My great-times-sixth grandfather John was a prolific but poor Victorian playwright who died leaving his family unprovided for and, ultimately, consigned to a life in the poor house. His son Albert, my great-times-fifth grandfather, turned his back on the dramatic life and took up a ‘proper’ trade in which he flourished: he trained as a pastry chef, working his way up through the ranks of the establishment he trained in to eventually owning a business himself. It was a cafe – a culinary dining establishment – or, most likely, a top-end London pie and eel shop.
According to census returns Albert’s business was prosperous enough to require a large number of assistants to keep it running, including his sons and – later – his grandsons. So flour – the very stuff which has the potential to make me ill – was the thing which saved Albert and meant survival for his family, without which, indeed, I might not even be here.
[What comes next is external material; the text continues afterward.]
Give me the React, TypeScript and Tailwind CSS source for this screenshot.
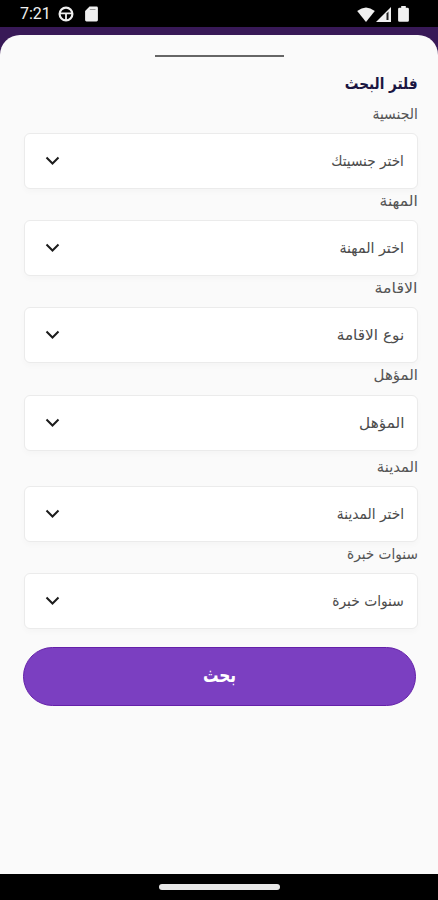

In a very literal sense Albert put bread on the table with the work of his own, capable hands.
In a further act of irony, I wrote the following piece about Albert for my dissertation 18 months ago, purely as a device to shine the light of discovery on his father John.
“So, you want to know about my father?”
A ball of dough thuds onto the table, launching a mushroom cloud of flour into the fragrant, warm air. Clenched fists begin to pummel its sticky whiteness, strong, square-nailed fingers ripping, stretching, kneading, in well practised rhythm. Sinewy arms move at rapid pace, like well-oiled pistons on a steam engine, particles of flour settling delicately along their hairs as they work. Albert glances up briefly from the table, his large, intelligent eyes questioning.
“So you want to know about my father?” he repeats tersely. “What was it exactly you wanted to know?”